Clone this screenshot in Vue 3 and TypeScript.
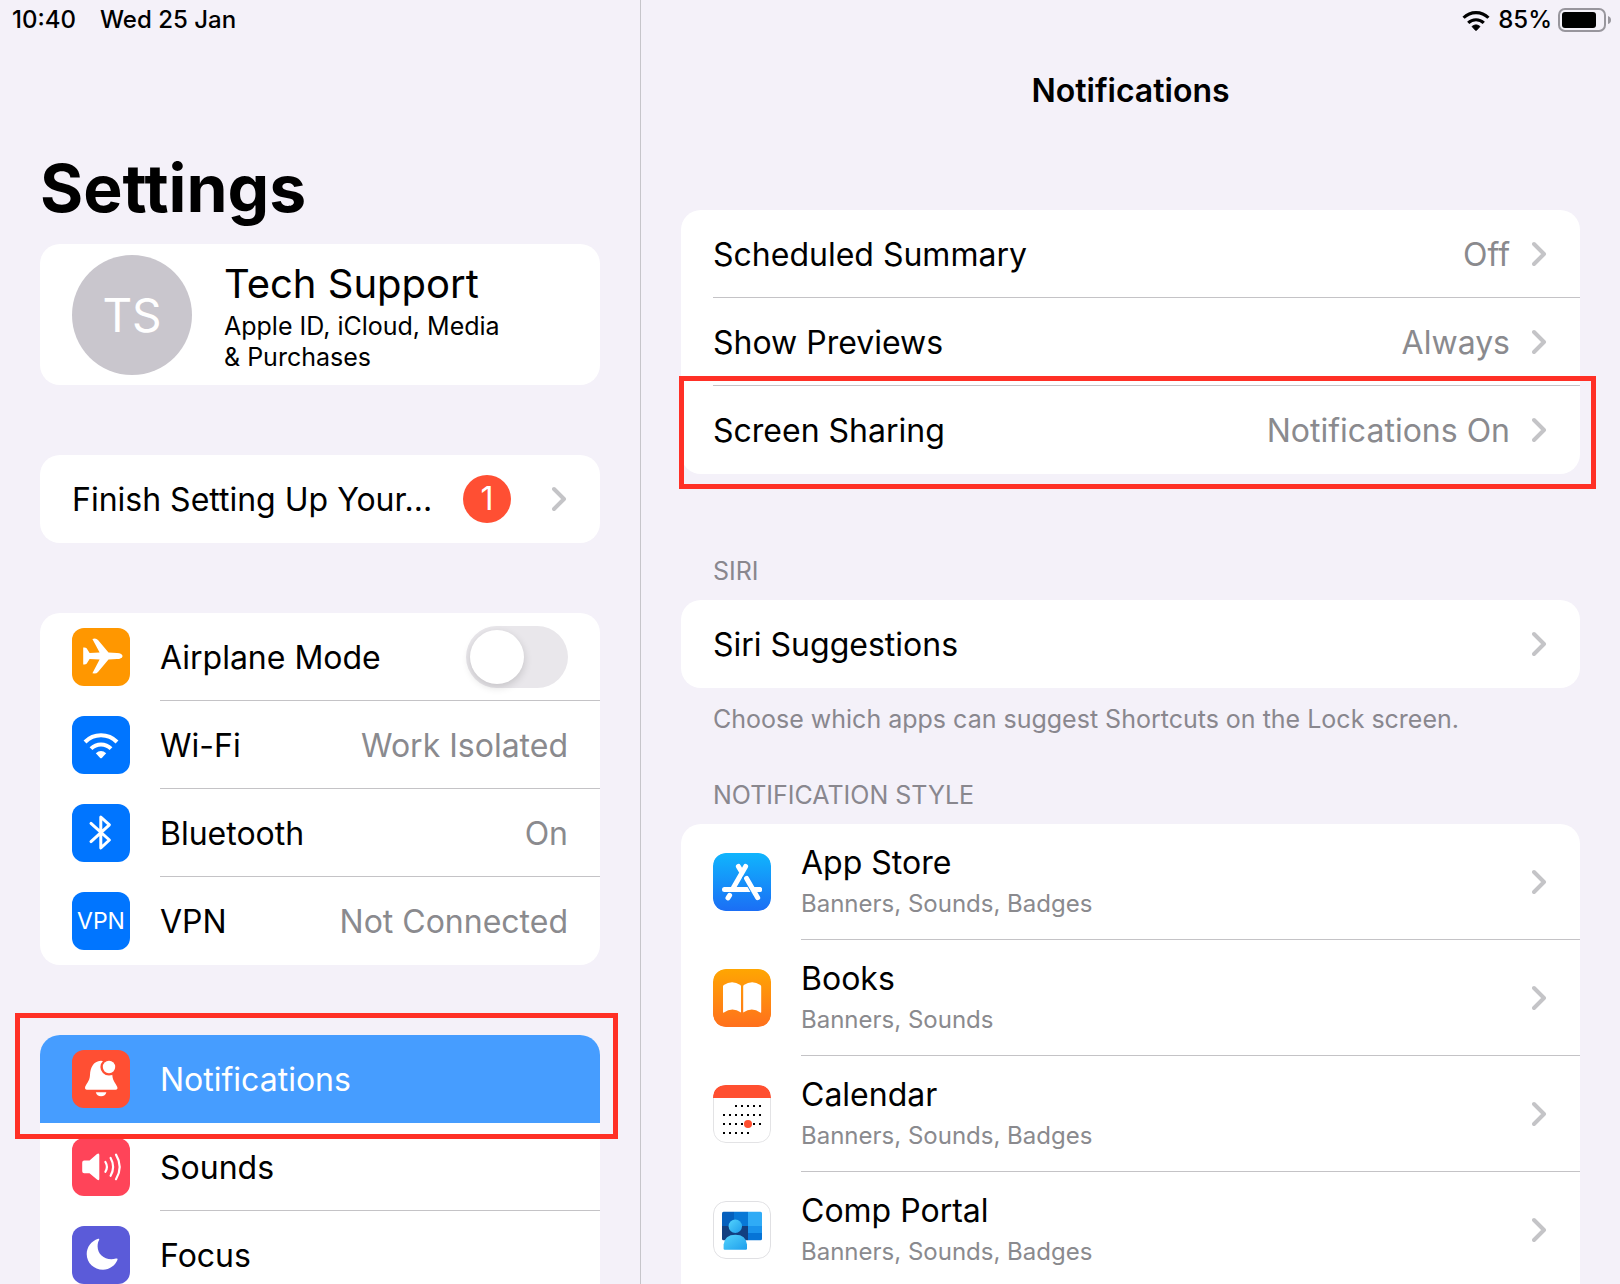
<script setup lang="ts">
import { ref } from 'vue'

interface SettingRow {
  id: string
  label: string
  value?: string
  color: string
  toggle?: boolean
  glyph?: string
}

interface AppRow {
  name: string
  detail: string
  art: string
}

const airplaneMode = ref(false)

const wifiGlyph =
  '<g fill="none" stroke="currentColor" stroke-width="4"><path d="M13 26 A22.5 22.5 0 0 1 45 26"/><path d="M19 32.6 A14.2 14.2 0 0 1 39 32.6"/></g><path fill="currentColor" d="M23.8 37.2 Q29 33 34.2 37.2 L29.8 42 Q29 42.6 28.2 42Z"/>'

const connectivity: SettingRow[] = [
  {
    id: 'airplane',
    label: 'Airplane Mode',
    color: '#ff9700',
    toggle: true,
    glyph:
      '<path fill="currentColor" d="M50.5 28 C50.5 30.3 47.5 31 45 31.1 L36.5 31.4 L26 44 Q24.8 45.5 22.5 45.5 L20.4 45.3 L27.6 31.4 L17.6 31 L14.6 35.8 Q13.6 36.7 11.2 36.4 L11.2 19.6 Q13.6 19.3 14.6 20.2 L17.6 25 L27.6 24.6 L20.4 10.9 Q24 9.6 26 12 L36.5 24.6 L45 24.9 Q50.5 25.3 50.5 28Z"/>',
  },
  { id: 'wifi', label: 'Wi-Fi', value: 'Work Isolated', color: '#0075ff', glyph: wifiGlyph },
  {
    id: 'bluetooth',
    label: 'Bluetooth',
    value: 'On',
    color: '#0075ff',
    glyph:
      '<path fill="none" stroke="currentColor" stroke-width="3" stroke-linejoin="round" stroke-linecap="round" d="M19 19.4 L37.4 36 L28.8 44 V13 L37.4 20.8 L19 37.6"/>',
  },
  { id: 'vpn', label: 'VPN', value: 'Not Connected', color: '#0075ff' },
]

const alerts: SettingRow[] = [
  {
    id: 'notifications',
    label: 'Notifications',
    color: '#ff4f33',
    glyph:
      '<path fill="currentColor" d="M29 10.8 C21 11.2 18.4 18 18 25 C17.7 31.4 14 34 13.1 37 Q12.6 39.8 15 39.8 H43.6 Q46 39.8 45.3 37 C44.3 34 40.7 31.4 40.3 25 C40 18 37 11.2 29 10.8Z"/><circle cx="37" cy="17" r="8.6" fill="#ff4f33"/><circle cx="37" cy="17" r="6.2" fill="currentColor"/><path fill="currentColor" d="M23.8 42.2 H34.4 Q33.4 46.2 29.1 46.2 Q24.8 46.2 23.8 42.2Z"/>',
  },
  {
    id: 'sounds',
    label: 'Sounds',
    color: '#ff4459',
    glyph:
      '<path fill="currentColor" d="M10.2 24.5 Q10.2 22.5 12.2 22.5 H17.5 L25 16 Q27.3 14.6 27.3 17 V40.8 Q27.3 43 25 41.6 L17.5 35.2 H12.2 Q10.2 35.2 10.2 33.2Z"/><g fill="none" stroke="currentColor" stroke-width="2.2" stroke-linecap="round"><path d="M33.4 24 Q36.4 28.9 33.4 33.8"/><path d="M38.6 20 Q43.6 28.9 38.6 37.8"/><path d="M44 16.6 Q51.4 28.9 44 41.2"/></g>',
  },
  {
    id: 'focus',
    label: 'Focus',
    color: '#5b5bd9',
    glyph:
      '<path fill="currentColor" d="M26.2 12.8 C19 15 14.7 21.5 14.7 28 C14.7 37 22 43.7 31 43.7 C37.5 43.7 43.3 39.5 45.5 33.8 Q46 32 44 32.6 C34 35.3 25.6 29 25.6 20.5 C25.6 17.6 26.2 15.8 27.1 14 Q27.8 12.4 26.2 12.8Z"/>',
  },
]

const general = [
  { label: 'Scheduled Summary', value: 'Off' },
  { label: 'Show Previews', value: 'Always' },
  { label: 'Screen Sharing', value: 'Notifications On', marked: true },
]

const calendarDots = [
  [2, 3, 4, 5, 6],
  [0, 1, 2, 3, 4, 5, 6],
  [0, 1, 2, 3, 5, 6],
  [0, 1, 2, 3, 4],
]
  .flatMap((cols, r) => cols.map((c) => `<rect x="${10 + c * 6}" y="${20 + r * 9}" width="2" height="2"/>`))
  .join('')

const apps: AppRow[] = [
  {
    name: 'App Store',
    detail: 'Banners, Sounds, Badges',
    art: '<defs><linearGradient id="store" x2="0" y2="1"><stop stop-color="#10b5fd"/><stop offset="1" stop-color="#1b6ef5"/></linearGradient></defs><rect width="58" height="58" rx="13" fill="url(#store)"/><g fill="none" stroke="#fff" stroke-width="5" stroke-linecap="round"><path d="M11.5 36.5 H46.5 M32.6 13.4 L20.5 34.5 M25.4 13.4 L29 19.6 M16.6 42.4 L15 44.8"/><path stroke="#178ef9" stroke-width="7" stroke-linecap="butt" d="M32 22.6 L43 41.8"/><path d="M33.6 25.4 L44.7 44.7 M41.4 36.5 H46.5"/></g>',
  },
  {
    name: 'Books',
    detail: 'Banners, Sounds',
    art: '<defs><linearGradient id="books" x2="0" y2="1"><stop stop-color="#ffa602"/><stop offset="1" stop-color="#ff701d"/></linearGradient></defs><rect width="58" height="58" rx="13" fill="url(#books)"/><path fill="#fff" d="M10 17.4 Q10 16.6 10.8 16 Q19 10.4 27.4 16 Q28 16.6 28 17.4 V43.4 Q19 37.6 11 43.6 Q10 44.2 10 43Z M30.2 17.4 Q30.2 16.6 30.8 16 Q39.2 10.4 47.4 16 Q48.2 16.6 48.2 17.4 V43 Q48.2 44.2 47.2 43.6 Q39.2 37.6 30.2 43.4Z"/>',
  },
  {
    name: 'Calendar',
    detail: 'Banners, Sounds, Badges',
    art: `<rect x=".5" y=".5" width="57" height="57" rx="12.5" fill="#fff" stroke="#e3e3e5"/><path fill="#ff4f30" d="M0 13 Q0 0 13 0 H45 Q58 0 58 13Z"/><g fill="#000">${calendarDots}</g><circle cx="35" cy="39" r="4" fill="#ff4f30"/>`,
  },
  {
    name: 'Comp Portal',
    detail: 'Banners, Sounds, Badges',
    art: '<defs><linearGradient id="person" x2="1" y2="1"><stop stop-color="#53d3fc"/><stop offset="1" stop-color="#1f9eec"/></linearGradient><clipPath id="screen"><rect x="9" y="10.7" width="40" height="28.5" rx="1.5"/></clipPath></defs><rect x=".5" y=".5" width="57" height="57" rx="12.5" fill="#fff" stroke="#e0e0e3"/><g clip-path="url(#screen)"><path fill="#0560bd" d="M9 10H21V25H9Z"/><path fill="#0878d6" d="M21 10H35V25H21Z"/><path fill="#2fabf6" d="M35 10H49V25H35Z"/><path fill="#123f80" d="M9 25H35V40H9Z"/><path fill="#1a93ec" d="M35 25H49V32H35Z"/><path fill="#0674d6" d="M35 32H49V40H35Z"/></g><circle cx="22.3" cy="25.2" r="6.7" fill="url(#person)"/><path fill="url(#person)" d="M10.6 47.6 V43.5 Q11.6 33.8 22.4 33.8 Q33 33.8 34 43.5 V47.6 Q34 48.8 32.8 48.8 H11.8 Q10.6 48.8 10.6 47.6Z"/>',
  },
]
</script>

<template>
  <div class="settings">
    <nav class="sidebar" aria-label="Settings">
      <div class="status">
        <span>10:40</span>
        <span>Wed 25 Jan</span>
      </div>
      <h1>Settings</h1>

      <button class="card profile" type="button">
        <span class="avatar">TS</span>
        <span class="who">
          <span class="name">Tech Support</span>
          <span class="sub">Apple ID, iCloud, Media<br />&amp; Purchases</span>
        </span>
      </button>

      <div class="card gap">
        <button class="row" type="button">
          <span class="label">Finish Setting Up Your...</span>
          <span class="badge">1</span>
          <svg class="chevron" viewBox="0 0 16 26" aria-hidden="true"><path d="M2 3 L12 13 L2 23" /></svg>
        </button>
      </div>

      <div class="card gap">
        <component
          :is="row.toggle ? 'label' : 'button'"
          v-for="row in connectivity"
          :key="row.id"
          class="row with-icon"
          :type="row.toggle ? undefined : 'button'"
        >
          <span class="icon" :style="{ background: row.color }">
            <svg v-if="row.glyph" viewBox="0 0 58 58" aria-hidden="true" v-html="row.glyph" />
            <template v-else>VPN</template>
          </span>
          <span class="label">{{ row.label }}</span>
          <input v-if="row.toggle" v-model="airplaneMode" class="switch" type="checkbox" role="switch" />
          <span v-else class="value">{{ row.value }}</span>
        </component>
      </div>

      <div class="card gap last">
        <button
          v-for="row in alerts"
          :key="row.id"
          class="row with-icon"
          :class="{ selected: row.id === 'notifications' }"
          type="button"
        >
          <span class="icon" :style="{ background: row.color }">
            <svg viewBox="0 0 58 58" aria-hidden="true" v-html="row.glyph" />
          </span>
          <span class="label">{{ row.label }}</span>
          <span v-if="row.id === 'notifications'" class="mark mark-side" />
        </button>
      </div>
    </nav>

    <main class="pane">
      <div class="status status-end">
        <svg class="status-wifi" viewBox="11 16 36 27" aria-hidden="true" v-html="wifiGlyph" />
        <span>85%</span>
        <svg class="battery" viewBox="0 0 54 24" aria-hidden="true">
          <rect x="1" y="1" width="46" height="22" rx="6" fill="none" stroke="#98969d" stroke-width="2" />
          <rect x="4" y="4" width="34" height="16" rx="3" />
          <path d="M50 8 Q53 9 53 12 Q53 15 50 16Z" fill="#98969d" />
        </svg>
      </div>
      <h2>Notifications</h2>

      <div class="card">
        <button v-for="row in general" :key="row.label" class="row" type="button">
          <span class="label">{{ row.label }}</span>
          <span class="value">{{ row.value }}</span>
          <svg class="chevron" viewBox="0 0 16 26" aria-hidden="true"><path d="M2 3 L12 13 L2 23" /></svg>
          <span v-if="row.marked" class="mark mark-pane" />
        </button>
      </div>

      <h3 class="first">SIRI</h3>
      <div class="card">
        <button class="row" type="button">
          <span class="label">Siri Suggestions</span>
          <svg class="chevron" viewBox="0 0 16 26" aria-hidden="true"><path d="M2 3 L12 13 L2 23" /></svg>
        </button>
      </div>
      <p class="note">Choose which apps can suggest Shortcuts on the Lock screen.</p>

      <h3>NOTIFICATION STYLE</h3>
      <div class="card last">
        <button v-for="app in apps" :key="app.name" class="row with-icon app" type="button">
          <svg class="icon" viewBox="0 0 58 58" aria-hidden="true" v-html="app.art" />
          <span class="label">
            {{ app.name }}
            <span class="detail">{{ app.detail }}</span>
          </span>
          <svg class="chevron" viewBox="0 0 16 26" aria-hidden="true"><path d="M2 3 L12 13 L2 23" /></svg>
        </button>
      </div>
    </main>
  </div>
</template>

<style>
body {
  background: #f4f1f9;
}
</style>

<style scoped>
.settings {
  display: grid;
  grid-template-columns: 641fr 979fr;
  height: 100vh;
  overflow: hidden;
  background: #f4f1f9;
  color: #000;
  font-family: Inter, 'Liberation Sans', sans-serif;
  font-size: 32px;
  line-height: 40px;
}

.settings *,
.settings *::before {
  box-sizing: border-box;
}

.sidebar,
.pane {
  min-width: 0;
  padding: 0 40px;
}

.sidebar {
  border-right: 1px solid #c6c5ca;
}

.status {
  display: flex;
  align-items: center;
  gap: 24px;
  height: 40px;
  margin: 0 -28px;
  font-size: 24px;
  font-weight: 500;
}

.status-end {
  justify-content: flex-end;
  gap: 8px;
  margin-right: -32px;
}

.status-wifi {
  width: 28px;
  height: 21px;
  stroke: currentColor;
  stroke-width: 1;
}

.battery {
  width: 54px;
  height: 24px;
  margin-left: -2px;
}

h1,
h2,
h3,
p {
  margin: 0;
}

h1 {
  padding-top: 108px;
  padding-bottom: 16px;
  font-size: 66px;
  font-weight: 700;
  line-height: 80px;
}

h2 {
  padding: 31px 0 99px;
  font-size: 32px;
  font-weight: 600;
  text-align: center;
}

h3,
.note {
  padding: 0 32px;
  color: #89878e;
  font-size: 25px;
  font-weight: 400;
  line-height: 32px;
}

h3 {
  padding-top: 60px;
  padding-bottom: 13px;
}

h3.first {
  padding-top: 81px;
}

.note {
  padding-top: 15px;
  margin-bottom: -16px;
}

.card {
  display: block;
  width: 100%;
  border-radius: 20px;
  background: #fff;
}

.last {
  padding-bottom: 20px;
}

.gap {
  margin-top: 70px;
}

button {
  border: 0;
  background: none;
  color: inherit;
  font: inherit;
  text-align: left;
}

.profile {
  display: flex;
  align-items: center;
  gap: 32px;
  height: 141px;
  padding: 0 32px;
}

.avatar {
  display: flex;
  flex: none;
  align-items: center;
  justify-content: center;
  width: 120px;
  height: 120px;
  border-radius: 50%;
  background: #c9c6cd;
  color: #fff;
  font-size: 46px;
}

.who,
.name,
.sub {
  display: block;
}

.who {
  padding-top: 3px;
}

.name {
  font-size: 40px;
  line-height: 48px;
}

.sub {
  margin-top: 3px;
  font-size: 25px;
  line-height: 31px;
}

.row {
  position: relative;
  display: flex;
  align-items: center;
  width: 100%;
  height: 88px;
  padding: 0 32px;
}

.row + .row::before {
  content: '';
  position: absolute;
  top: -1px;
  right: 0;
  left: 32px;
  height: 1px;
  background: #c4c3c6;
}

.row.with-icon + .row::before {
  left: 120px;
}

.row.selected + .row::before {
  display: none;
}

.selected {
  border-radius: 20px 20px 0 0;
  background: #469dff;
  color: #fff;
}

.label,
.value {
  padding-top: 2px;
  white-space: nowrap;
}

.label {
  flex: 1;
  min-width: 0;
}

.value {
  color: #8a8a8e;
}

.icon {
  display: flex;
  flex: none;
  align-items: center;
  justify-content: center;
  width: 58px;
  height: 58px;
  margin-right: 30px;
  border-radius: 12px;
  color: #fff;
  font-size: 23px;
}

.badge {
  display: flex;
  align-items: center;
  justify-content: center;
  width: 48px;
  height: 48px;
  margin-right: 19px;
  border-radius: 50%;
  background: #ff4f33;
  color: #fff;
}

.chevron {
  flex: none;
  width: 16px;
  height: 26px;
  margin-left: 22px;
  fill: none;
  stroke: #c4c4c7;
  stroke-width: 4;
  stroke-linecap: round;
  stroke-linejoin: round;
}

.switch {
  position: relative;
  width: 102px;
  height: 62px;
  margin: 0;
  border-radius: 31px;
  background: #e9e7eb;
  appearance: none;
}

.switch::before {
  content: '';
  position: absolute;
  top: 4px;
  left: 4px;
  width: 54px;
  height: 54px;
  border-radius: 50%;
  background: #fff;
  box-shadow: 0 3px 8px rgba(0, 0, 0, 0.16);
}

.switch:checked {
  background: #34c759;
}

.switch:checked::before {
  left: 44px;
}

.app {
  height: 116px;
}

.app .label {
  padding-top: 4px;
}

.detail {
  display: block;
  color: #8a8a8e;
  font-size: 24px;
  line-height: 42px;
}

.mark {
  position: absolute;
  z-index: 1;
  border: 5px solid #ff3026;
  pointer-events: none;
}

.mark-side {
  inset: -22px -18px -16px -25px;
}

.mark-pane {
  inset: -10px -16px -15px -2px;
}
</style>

━━━━━━━━━━━━━━━━━━━━━━━━━━━━━━

REQUIRED TASK:
Emit the lines of the material exactly, from its first line to the line containing "const airplaneMode = ref(false)", inclusive; leave every picture out.

EXERCISE OUTPUT:
Clone this screenshot in Vue 3 and TypeScript.
<script setup lang="ts">
import { ref } from 'vue'

interface SettingRow {
  id: string
  label: string
  value?: string
  color: string
  toggle?: boolean
  glyph?: string
}

interface AppRow {
  name: string
  detail: string
  art: string
}

const airplaneMode = ref(false)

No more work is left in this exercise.